The Vow Explores a Love That Endures
- Christa Banister Crosswalk.com Contributing Writer
- 2012 8 Feb
So many movies that release around Valentine’s Day revolve around the story of how boy and girl meet cute, break up because of the inevitable second act misunderstanding and eventually find their way back to each other (cue: peppy pop song and the lingering panoramic kiss that seals the deal).
But what happens after the fairytale ending and our too-cute-for-words couple faces the real-world challenges that eventually come with wedded bliss?

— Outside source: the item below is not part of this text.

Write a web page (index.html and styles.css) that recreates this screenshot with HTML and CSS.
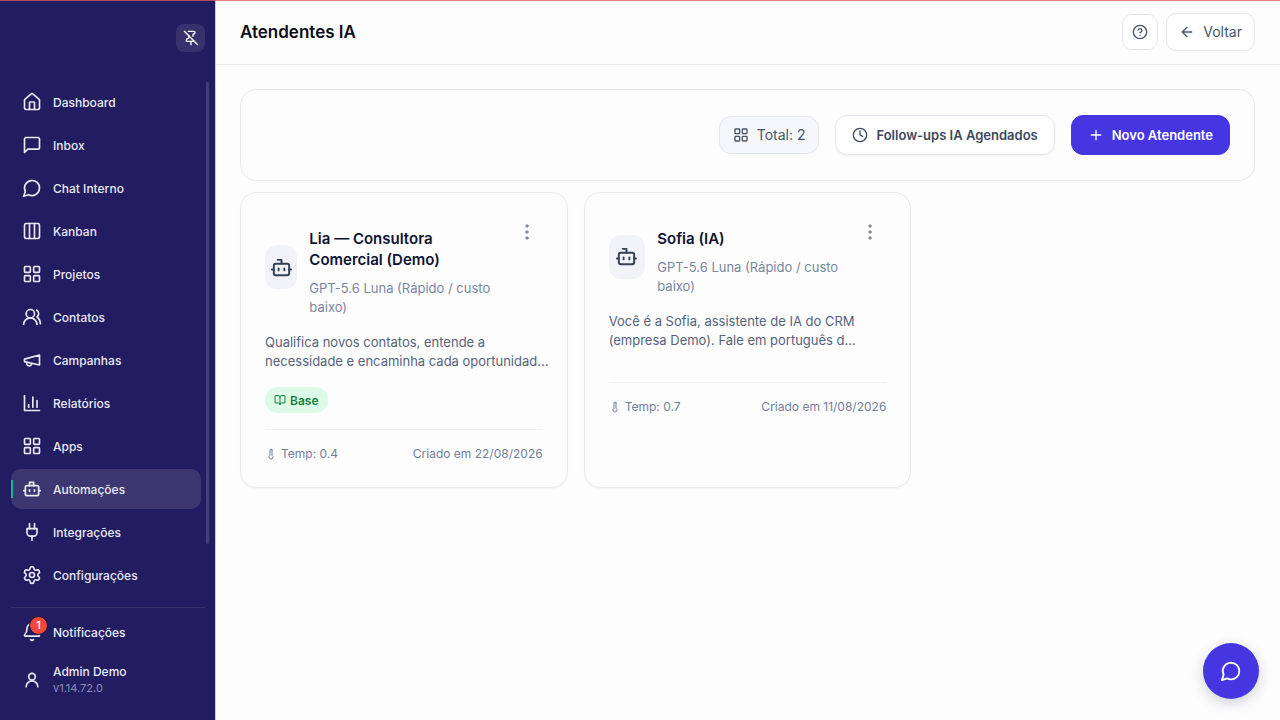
FILE: index.html
```html
<!DOCTYPE html>
<html lang="pt-BR">
<head>
    <meta charset="UTF-8">
    <meta name="viewport" content="width=device-width, initial-scale=1.0">
    <title>Atendentes IA</title>
    <link rel="stylesheet" href="styles.css">
</head>
<body>
    <!-- Icons -->
    <svg class="sprite" aria-hidden="true">
        <symbol id="i-grid" viewBox="0 0 24 24"><rect x="3" y="3" width="7" height="7" rx="1"/><rect x="14" y="3" width="7" height="7" rx="1"/><rect x="14" y="14" width="7" height="7" rx="1"/><rect x="3" y="14" width="7" height="7" rx="1"/></symbol>
        <symbol id="i-bot" viewBox="0 0 24 24"><path d="M12 8V4H8"/><rect x="4" y="8" width="16" height="12" rx="2"/><path d="M2 14h2M20 14h2M15 13v2M9 13v2"/></symbol>
        <symbol id="i-chat" viewBox="0 0 24 24"><path d="M7.9 20A9 9 0 1 0 4 16.1L2 22Z"/></symbol>
        <symbol id="i-temp" viewBox="0 0 24 24"><path d="M14 4v10.54a4 4 0 1 1-4 0V4a2 2 0 0 1 4 0Z"/></symbol>
        <symbol id="i-dots" viewBox="0 0 24 24"><circle cx="12" cy="3" r="2"/><circle cx="12" cy="12" r="2"/><circle cx="12" cy="21" r="2"/></symbol>
    </svg>

    <div class="app">
        <aside class="sidebar">
            <button class="pin-btn" type="button" aria-label="Desafixar menu">
                <svg class="icon" viewBox="0 0 24 24"><path d="M12 17v5"/><path d="M15 9.34V7a1 1 0 0 1 1-1 2 2 0 0 0 0-4H7.89"/><path d="m2 2 20 20"/><path d="M9 9v1.76a2 2 0 0 1-1.11 1.79l-1.78.9A2 2 0 0 0 5 15.24V16a1 1 0 0 0 1 1h11"/></svg>
            </button>

            <nav class="nav">
                <a href="#" class="nav-item"><svg class="icon" viewBox="0 0 24 24"><path d="M15 21v-8a1 1 0 0 0-1-1h-4a1 1 0 0 0-1 1v8"/><path d="M3 10a2 2 0 0 1 .709-1.528l7-5.999a2 2 0 0 1 2.582 0l7 5.999A2 2 0 0 1 21 10v9a2 2 0 0 1-2 2H5a2 2 0 0 1-2-2z"/></svg><span>Dashboard</span></a>
                <a href="#" class="nav-item"><svg class="icon" viewBox="0 0 24 24"><path d="M21 15a2 2 0 0 1-2 2H7l-4 4V5a2 2 0 0 1 2-2h14a2 2 0 0 1 2 2z"/></svg><span>Inbox</span></a>
                <a href="#" class="nav-item"><svg class="icon"><use href="#i-chat"/></svg><span>Chat Interno</span></a>
                <a href="#" class="nav-item"><svg class="icon" viewBox="0 0 24 24"><rect x="3" y="3" width="18" height="18" rx="2"/><path d="M9 3v18M15 3v18"/></svg><span>Kanban</span></a>
                <a href="#" class="nav-item"><svg class="icon"><use href="#i-grid"/></svg><span>Projetos</span></a>
                <a href="#" class="nav-item"><svg class="icon" viewBox="0 0 24 24"><path d="M18 21a8 8 0 0 0-16 0"/><circle cx="10" cy="8" r="5"/><path d="M22 20c0-3.37-2-6.5-4-8a5 5 0 0 0-.45-8.3"/></svg><span>Contatos</span></a>
                <a href="#" class="nav-item"><svg class="icon" viewBox="0 0 24 24"><path d="m3 11 18-5v12L3 14v-3z"/><path d="M11.6 16.8a3 3 0 1 1-5.8-1.6"/></svg><span>Campanhas</span></a>
                <a href="#" class="nav-item"><svg class="icon" viewBox="0 0 24 24"><path d="M3 3v18h18"/><path d="M18 17V9M13 17V5M8 17v-3"/></svg><span>Relatórios</span></a>
                <a href="#" class="nav-item"><svg class="icon"><use href="#i-grid"/></svg><span>Apps</span></a>
                <a href="#" class="nav-item active"><svg class="icon" viewBox="0 0 24 24"><path d="M9 8V4h5v4"/><rect x="4" y="8" width="16" height="12" rx="2"/><path d="M2 14h2M20 14h2M15 13v2M9 13v2"/></svg><span>Automações</span></a>
                <a href="#" class="nav-item"><svg class="icon" viewBox="0 0 24 24"><path d="M12 22v-5M9 8V2M15 8V2"/><path d="M18 8v5a4 4 0 0 1-4 4h-4a4 4 0 0 1-4-4V8Z"/></svg><span>Integrações</span></a>
                <a href="#" class="nav-item"><svg class="icon" viewBox="0 0 24 24"><path d="M9.671 4.136a2.34 2.34 0 0 1 4.659 0 2.34 2.34 0 0 0 3.319 1.915 2.34 2.34 0 0 1 2.33 4.033 2.34 2.34 0 0 0 0 3.831 2.34 2.34 0 0 1-2.33 4.033 2.34 2.34 0 0 0-3.319 1.915 2.34 2.34 0 0 1-4.659 0 2.34 2.34 0 0 0-3.32-1.915 2.34 2.34 0 0 1-2.33-4.033 2.34 2.34 0 0 0 0-3.831A2.34 2.34 0 0 1 6.35 6.051a2.34 2.34 0 0 0 3.319-1.915"/><circle cx="12" cy="12" r="3"/></svg><span>Configurações</span></a>
            </nav>

            <div class="sidebar-footer">
                <a href="#" class="nav-item">
                    <span class="bell">
                        <svg class="icon" viewBox="0 0 24 24"><path d="M10.268 21a2 2 0 0 0 3.464 0"/><path d="M3.262 15.326A1 1 0 0 0 4 17h16a1 1 0 0 0 .74-1.673C19.41 13.956 18 12.499 18 8A6 6 0 0 0 6 8c0 4.499-1.411 5.956-2.738 7.326"/></svg>
                        <span class="badge">1</span>
                    </span>
                    <span>Notificações</span>
                </a>
                <a href="#" class="nav-item">
                    <svg class="icon" viewBox="0 0 24 24"><circle cx="12" cy="8" r="4"/><path d="M19 20a7 7 0 0 0-14 0"/></svg>
                    <span class="user">
                        <span>Admin Demo</span>
                        <small class="version">v1.14.72.0</small>
                    </span>
                </a>
            </div>
        </aside>

        <main class="main">
            <header class="topbar">
                <h1 class="page-title">Atendentes IA</h1>
                <div class="topbar-actions">
                    <button class="btn btn-icon" type="button" aria-label="Ajuda">
                        <svg class="icon" viewBox="0 0 24 24"><circle cx="12" cy="12" r="10"/><path d="M9.09 9a3 3 0 0 1 5.83 1c0 2-3 3-3 3M12 17h.01"/></svg>
                    </button>
                    <a href="#" class="btn btn-back">
                        <svg class="icon" viewBox="0 0 24 24"><path d="m12 19-7-7 7-7M19 12H5"/></svg>
                        Voltar
                    </a>
                </div>
            </header>

            <div class="content">
                <!-- Toolbar -->
                <section class="toolbar">
                    <div class="btn total">
                        <svg class="icon"><use href="#i-grid"/></svg>
                        Total: 2
                    </div>
                    <button class="btn btn-outline" type="button">
                        <svg class="icon" viewBox="0 0 24 24"><circle cx="12" cy="12" r="10"/><path d="M12 6v6l4 2"/></svg>
                        Follow-ups IA Agendados
                    </button>
                    <button class="btn btn-primary" type="button">
                        <svg class="icon" viewBox="0 0 24 24"><path d="M5 12h14M12 5v14"/></svg>
                        Novo Atendente
                    </button>
                </section>

                <!-- Agents -->
                <section class="agents">
                    <article class="card">
                        <div class="card-header">
                            <div class="agent">
                                <div class="avatar"><svg class="icon"><use href="#i-bot"/></svg></div>
                                <div class="agent-info">
                                    <h2 class="agent-name">Lia — Consultora Comercial (Demo)</h2>
                                    <p class="agent-model">GPT-5.6 Luna (Rápido / custo baixo)</p>
                                </div>
                            </div>
                            <button class="menu-btn" type="button" aria-label="Opções"><svg class="icon"><use href="#i-dots"/></svg></button>
                        </div>
                        <p class="desc">Qualifica novos contatos, entende a necessidade e encaminha cada oportunidad...</p>
                        <div class="tags">
                            <span class="tag">
                                <svg class="icon" viewBox="0 0 24 24"><path d="M12 7v14"/><path d="M3 18a1 1 0 0 1-1-1V4a1 1 0 0 1 1-1h5a4 4 0 0 1 4 4 4 4 0 0 1 4-4h5a1 1 0 0 1 1 1v13a1 1 0 0 1-1 1h-6a3 3 0 0 0-3 3 3 3 0 0 0-3-3z"/></svg>
                                Base
                            </span>
                        </div>
                        <div class="card-footer">
                            <span class="temp"><svg class="icon"><use href="#i-temp"/></svg>Temp: 0.4</span>
                            <span>Criado em 22/08/2026</span>
                        </div>
                    </article>

                    <article class="card">
                        <div class="card-header">
                            <div class="agent">
                                <div class="avatar"><svg class="icon"><use href="#i-bot"/></svg></div>
                                <div class="agent-info">
                                    <h2 class="agent-name">Sofia (IA)</h2>
                                    <p class="agent-model">GPT-5.6 Luna (Rápido / custo baixo)</p>
                                </div>
                            </div>
                            <button class="menu-btn" type="button" aria-label="Opções"><svg class="icon"><use href="#i-dots"/></svg></button>
                        </div>
                        <p class="desc">Você é a Sofia, assistente de IA do CRM (empresa Demo). Fale em português d...</p>
                        <div class="tags"></div>
                        <div class="card-footer">
                            <span class="temp"><svg class="icon"><use href="#i-temp"/></svg>Temp: 0.7</span>
                            <span>Criado em 11/08/2026</span>
                        </div>
                    </article>
                </section>
            </div>
        </main>
    </div>

    <button class="chat-fab" type="button" aria-label="Abrir chat"><svg class="icon"><use href="#i-chat"/></svg></button>
</body>
</html>
```
FILE: styles.css
```css
* { box-sizing: border-box; }
body { font-family: 'Inter', sans-serif; margin: 0; background: #fdfdfe; color: #475569; font-size: 13px; }
body::before { content: ''; position: fixed; top: 0; left: 0; right: 0; height: 1px; background: rgba(220, 90, 90, 0.75); z-index: 10; }
h1, h2, p { margin: 0; }
a { color: inherit; text-decoration: none; }
button { font-family: inherit; cursor: pointer; }

.sprite { display: none; }
.icon { width: 16px; height: 16px; flex-shrink: 0; fill: none; stroke: currentColor; stroke-width: 2; stroke-linecap: round; stroke-linejoin: round; }

.app { display: flex; min-height: 100vh; }

/* Sidebar */
.sidebar { width: 216px; flex-shrink: 0; display: flex; flex-direction: column; padding: 24px 10px 0 11px; background: #221d61; border-right: 1px solid #c9c8dc; color: #e9e8f4; }
.pin-btn { align-self: flex-end; display: flex; align-items: center; justify-content: center; width: 29px; height: 28px; margin-bottom: 30px; padding: 0; border: none; border-radius: 8px; background: #37326c; color: #fff; }
.nav { position: relative; flex: 1; display: flex; flex-direction: column; gap: 3px; padding-right: 4px; }
.nav::after { content: ''; position: absolute; top: 0; right: -4px; width: 3px; height: 462px; border-radius: 2px; background: #433f7b; }
.nav-item { position: relative; display: flex; align-items: center; gap: 11px; height: 40px; padding: 0 11px; border-radius: 10px; font-size: 12px; font-weight: 500; }
.nav-item .icon { width: 20px; height: 20px; }
.nav-item.active { background: #3c3770; }
.nav-item.active::before { content: ''; position: absolute; left: 0; top: 11px; width: 2px; height: 18px; background: #10b994; }
.sidebar-footer { display: flex; flex-direction: column; gap: 4px; padding: 4px 0 16px; border-top: 1px solid #37336f; }
.bell { position: relative; display: flex; }
.badge { position: absolute; left: 7px; top: -6px; width: 19px; height: 19px; border: 1px solid #17133f; border-radius: 50%; background: #f4473c; color: #fff; font-size: 11px; line-height: 17px; text-align: center; }
.user { display: flex; flex-direction: column; line-height: 17px; }
.version { color: #8f8cb8; font-size: 11px; font-weight: 400; }
.sidebar-footer .nav-item + .nav-item { height: 48px; }

/* Topbar */
.main { flex: 1; min-width: 0; }
.topbar { display: flex; align-items: center; justify-content: space-between; height: 65px; padding: 0 25px 0 24px; border-bottom: 1px solid #e8e9ee; }
.page-title { color: #0b0d17; font-size: 17px; font-weight: 600; line-height: 24px; }
.topbar-actions { display: flex; align-items: center; gap: 8px; }

.btn { display: inline-flex; align-items: center; justify-content: center; gap: 8px; height: 40px; padding: 0 16px; border: 1px solid #e5e7ef; border-radius: 12px; background: #fff; color: #475569; font-size: 14px; line-height: 20px; white-space: nowrap; }
.btn-icon { width: 36px; height: 36px; padding: 0; border-radius: 10px; }
.btn-back { padding: 0 12px; height: 38px; border-radius: 10px; }
.total { padding: 0 13px; height: 38px; background: #f5f7fa; }
.btn-outline { box-shadow: 0 1px 2px rgba(15, 23, 42, 0.05); color: #3b495d; font-size: 13px; font-weight: 600; }
.btn-primary { border-color: #4636e2; background: #4636e2; color: #fff; font-size: 13px; font-weight: 600; }

/* Content */
.content { display: flex; flex-direction: column; gap: 11px; padding: 24px 25px 24px 24px; }
.toolbar { display: flex; align-items: center; justify-content: flex-end; gap: 16px; min-height: 92px; padding: 24px; border: 1px solid #e8e9ef; border-radius: 16px; }
.agents { display: grid; grid-template-columns: repeat(3, 1fr); gap: 16px; }
.card { padding: 24px; border: 1px solid #e8e9ef; border-radius: 16px; box-shadow: 0 1px 2px rgba(15, 23, 42, 0.04); }
.card-header { display: flex; align-items: flex-start; justify-content: space-between; gap: 12px; }
.agent { display: flex; align-items: center; gap: 12px; min-width: 0; }
.avatar { display: flex; align-items: center; justify-content: center; width: 44px; height: 44px; min-width: 0; border-radius: 12px; background: #f1f3f8; color: #334155; }
.avatar .icon { width: 23px; height: 23px; }
.agent-info { min-width: 0; padding-top: 11px; }
.agent-name { color: #0f1230; font-size: 15px; font-weight: 600; line-height: 21px; }
.agent-model { margin-top: 9px; color: #7a87a0; line-height: 19px; }
.menu-btn { display: flex; align-items: center; justify-content: center; flex-shrink: 0; width: 32px; height: 30px; padding: 0; border: none; background: none; color: #7e8ca5; }
.menu-btn .icon { fill: currentColor; stroke-width: 1; }
.desc { margin: 16px -8px 0 0; line-height: 19px; color: #56637a; }
.tags { display: flex; margin: 16px 0; }
.tag { display: inline-flex; align-items: center; gap: 4px; height: 26px; padding: 0 9px; border-radius: 13px; background: #dcfae6; color: #15803d; font-size: 12px; font-weight: 600; }
.tag .icon { width: 12px; height: 12px; }
.card-footer { display: flex; align-items: center; justify-content: space-between; padding-top: 15px; border-top: 1px solid #f0f1f6; color: #73809a; font-size: 12px; line-height: 18px; }
.temp { display: flex; align-items: center; gap: 4px; }
.temp .icon { width: 12px; height: 12px; }

/* Floating chat */
.chat-fab { position: fixed; right: 21px; bottom: 21px; display: flex; align-items: center; justify-content: center; width: 56px; height: 56px; padding: 0; border: none; border-radius: 50%; background: #4636e2; color: #fff; box-shadow: 0 4px 14px rgba(15, 23, 42, 0.2); }
.chat-fab .icon { width: 22px; height: 22px; }
```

Well, that’s exactly what audiences will discover in The Vow. Starring Channing Tatum (Haywire) and Rachel McAdams (Sherlock Holmes: A Game of Shadows), The Vow is a story of a happily married couple whose ‘til-death-do-us-part declarations are challenged in a major way after a car accident leaves Paige (McAdams) with no memory of her new husband, Leo (Tatum).
Inspired by the true story of Kim and Krickett Carpenter, a happily married couple forced to fall in love all over again when Krickett suffered a memory-impairing brain injury, The Vow explores a love that endures even in unimaginable circumstances.
To wit, the Carpenters have now been married for 18 years.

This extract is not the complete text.